* GIVEN MATERIAL:
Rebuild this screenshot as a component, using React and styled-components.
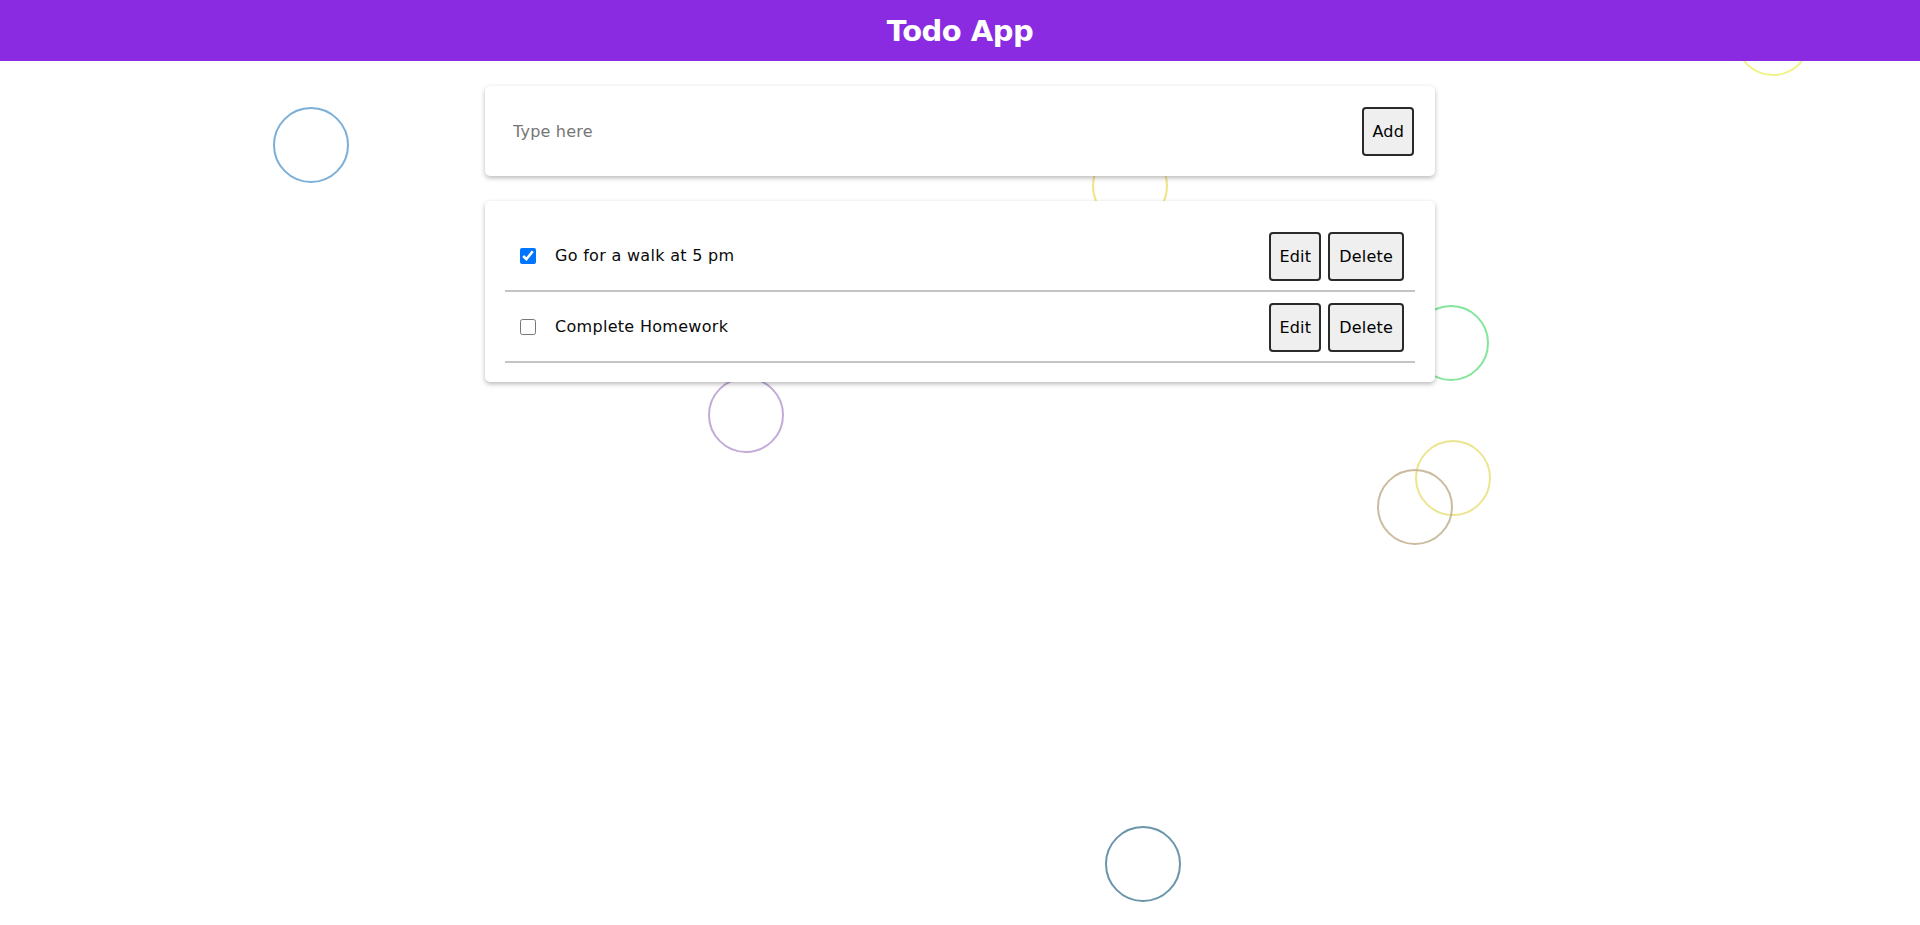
import React, { useState } from 'react'
import styled, { createGlobalStyle } from 'styled-components'

const GlobalStyle = createGlobalStyle`
  html, body {
    margin: 0;
    padding: 0;
    background: #ffffff;
    font-family: "DejaVu Sans", "Open Sans", sans-serif;
  }
  * { box-sizing: border-box; }
`

const Page = styled.div`
  position: relative;
  min-height: 925px;
  overflow: hidden;
`

const Header = styled.header`
  position: relative;
  z-index: 2;
  height: 61px;
  background: #8a2be2;
  display: flex;
  align-items: center;
  justify-content: center;
`

const Title = styled.h1`
  margin: 0;
  color: #ffffff;
  font-size: 29px;
  font-weight: 700;
  letter-spacing: -0.5px;
`

const Bubble = styled.span`
  position: absolute;
  z-index: 0;
  width: 76px;
  height: 76px;
  border-radius: 50%;
  border: 2px solid ${p => p.color};
  left: ${p => p.x - 38}px;
  top: ${p => p.y - 38}px;
`

const Main = styled.main`
  position: relative;
  z-index: 1;
  display: flex;
  flex-direction: column;
  align-items: center;
  gap: 25px;
  padding-top: 25px;
`

const Card = styled.div`
  width: 950px;
  background: #ffffff;
  border-radius: 5px;
  box-shadow: 0 2px 5px rgba(0, 0, 0, 0.28);
`

const InputCard = styled(Card)`
  display: flex;
  align-items: center;
  height: 90px;
  padding: 0 21px 0 26px;
`

const Input = styled.input`
  flex: 1;
  border: none;
  outline: none;
  font-family: inherit;
  font-size: 16px;
  letter-spacing: 0.2px;
  color: #222;
  background: transparent;
  &::placeholder { color: #767676; }
`

const Button = styled.button`
  height: 49px;
  padding: 0 ${p => p.wide ? 9 : 8}px;
  background: #efefef;
  border: 2px solid #2a2a2a;
  border-radius: 4px;
  font-family: inherit;
  font-size: 16px;
  letter-spacing: 0.2px;
  color: #000;
  cursor: pointer;
`

const ListCard = styled(Card)`
  padding: 20px 20px 19px;
`

const Row = styled.div`
  display: flex;
  align-items: center;
  height: 71px;
  padding: 0 11px 0 15px;
  border-bottom: 2px solid #c4c4c4;
`

const Check = styled.input`
  width: 16px;
  height: 16px;
  margin: 0 19px 0 0;
  accent-color: #0075ff;
`

const Text = styled.span`
  flex: 1;
  font-size: 16px;
  letter-spacing: 0.3px;
  color: #0a0a0a;
`

const Actions = styled.div`
  display: flex;
  gap: 7px;
  margin-top: 1px;
`

const bubbles = [
  { x: 311, y: 145, color: 'rgba(90, 155, 205, 0.8)' },
  { x: 1773, y: 38, color: 'rgba(238, 240, 110, 0.85)' },
  { x: 1130, y: 186, color: 'rgba(240, 225, 120, 0.9)' },
  { x: 1451, y: 343, color: 'rgba(110, 225, 140, 0.85)' },
  { x: 746, y: 415, color: 'rgba(180, 150, 205, 0.8)' },
  { x: 1453, y: 478, color: 'rgba(232, 225, 125, 0.85)' },
  { x: 1415, y: 507, color: 'rgba(190, 170, 135, 0.8)' },
  { x: 1143, y: 864, color: 'rgba(80, 130, 155, 0.85)' },
]

export default function App() {
  const [todos, setTodos] = useState([
    { id: 1, text: 'Go for a walk at 5 pm', done: true },
    { id: 2, text: 'Complete Homework', done: false },
  ])

  const toggle = id =>
    setTodos(todos.map(t => (t.id === id ? { ...t, done: !t.done } : t)))

  return (
    <Page>
      <GlobalStyle />
      <Header>
        <Title>Todo App</Title>
      </Header>
      {bubbles.map((b, i) => (
        <Bubble key={i} x={b.x} y={b.y} color={b.color} />
      ))}
      <Main>
        <InputCard>
          <Input placeholder="Type here" />
          <Button>Add</Button>
        </InputCard>
        <ListCard>
          {todos.map(t => (
            <Row key={t.id}>
              <Check type="checkbox" checked={t.done} onChange={() => toggle(t.id)} />
              <Text>{t.text}</Text>
              <Actions>
                <Button>Edit</Button>
                <Button wide>Delete</Button>
              </Actions>
            </Row>
          ))}
        </ListCard>
      </Main>
    </Page>
  )
}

* BRIEF: Do not copy the pictures, but repeat every line exactly.

* THE ANSWER:
Rebuild this screenshot as a component, using React and styled-components.
import React, { useState } from 'react'
import styled, { createGlobalStyle } from 'styled-components'

const GlobalStyle = createGlobalStyle`
  html, body {
    margin: 0;
    padding: 0;
    background: #ffffff;
    font-family: "DejaVu Sans", "Open Sans", sans-serif;
  }
  * { box-sizing: border-box; }
`

const Page = styled.div`
  position: relative;
  min-height: 925px;
  overflow: hidden;
`

const Header = styled.header`
  position: relative;
  z-index: 2;
  height: 61px;
  background: #8a2be2;
  display: flex;
  align-items: center;
  justify-content: center;
`

const Title = styled.h1`
  margin: 0;
  color: #ffffff;
  font-size: 29px;
  font-weight: 700;
  letter-spacing: -0.5px;
`

const Bubble = styled.span`
  position: absolute;
  z-index: 0;
  width: 76px;
  height: 76px;
  border-radius: 50%;
  border: 2px solid ${p => p.color};
  left: ${p => p.x - 38}px;
  top: ${p => p.y - 38}px;
`

const Main = styled.main`
  position: relative;
  z-index: 1;
  display: flex;
  flex-direction: column;
  align-items: center;
  gap: 25px;
  padding-top: 25px;
`

const Card = styled.div`
  width: 950px;
  background: #ffffff;
  border-radius: 5px;
  box-shadow: 0 2px 5px rgba(0, 0, 0, 0.28);
`

const InputCard = styled(Card)`
  display: flex;
  align-items: center;
  height: 90px;
  padding: 0 21px 0 26px;
`

const Input = styled.input`
  flex: 1;
  border: none;
  outline: none;
  font-family: inherit;
  font-size: 16px;
  letter-spacing: 0.2px;
  color: #222;
  background: transparent;
  &::placeholder { color: #767676; }
`

const Button = styled.button`
  height: 49px;
  padding: 0 ${p => p.wide ? 9 : 8}px;
  background: #efefef;
  border: 2px solid #2a2a2a;
  border-radius: 4px;
  font-family: inherit;
  font-size: 16px;
  letter-spacing: 0.2px;
  color: #000;
  cursor: pointer;
`

const ListCard = styled(Card)`
  padding: 20px 20px 19px;
`

const Row = styled.div`
  display: flex;
  align-items: center;
  height: 71px;
  padding: 0 11px 0 15px;
  border-bottom: 2px solid #c4c4c4;
`

const Check = styled.input`
  width: 16px;
  height: 16px;
  margin: 0 19px 0 0;
  accent-color: #0075ff;
`

const Text = styled.span`
  flex: 1;
  font-size: 16px;
  letter-spacing: 0.3px;
  color: #0a0a0a;
`

const Actions = styled.div`
  display: flex;
  gap: 7px;
  margin-top: 1px;
`

const bubbles = [
  { x: 311, y: 145, color: 'rgba(90, 155, 205, 0.8)' },
  { x: 1773, y: 38, color: 'rgba(238, 240, 110, 0.85)' },
  { x: 1130, y: 186, color: 'rgba(240, 225, 120, 0.9)' },
  { x: 1451, y: 343, color: 'rgba(110, 225, 140, 0.85)' },
  { x: 746, y: 415, color: 'rgba(180, 150, 205, 0.8)' },
  { x: 1453, y: 478, color: 'rgba(232, 225, 125, 0.85)' },
  { x: 1415, y: 507, color: 'rgba(190, 170, 135, 0.8)' },
  { x: 1143, y: 864, color: 'rgba(80, 130, 155, 0.85)' },
]

export default function App() {
  const [todos, setTodos] = useState([
    { id: 1, text: 'Go for a walk at 5 pm', done: true },
    { id: 2, text: 'Complete Homework', done: false },
  ])

  const toggle = id =>
    setTodos(todos.map(t => (t.id === id ? { ...t, done: !t.done } : t)))

  return (
    <Page>
      <GlobalStyle />
      <Header>
        <Title>Todo App</Title>
      </Header>
      {bubbles.map((b, i) => (
        <Bubble key={i} x={b.x} y={b.y} color={b.color} />
      ))}
      <Main>
        <InputCard>
          <Input placeholder="Type here" />
          <Button>Add</Button>
        </InputCard>
        <ListCard>
          {todos.map(t => (
            <Row key={t.id}>
              <Check type="checkbox" checked={t.done} onChange={() => toggle(t.id)} />
              <Text>{t.text}</Text>
              <Actions>
                <Button>Edit</Button>
                <Button wide>Delete</Button>
              </Actions>
            </Row>
          ))}
        </ListCard>
      </Main>
    </Page>
  )
}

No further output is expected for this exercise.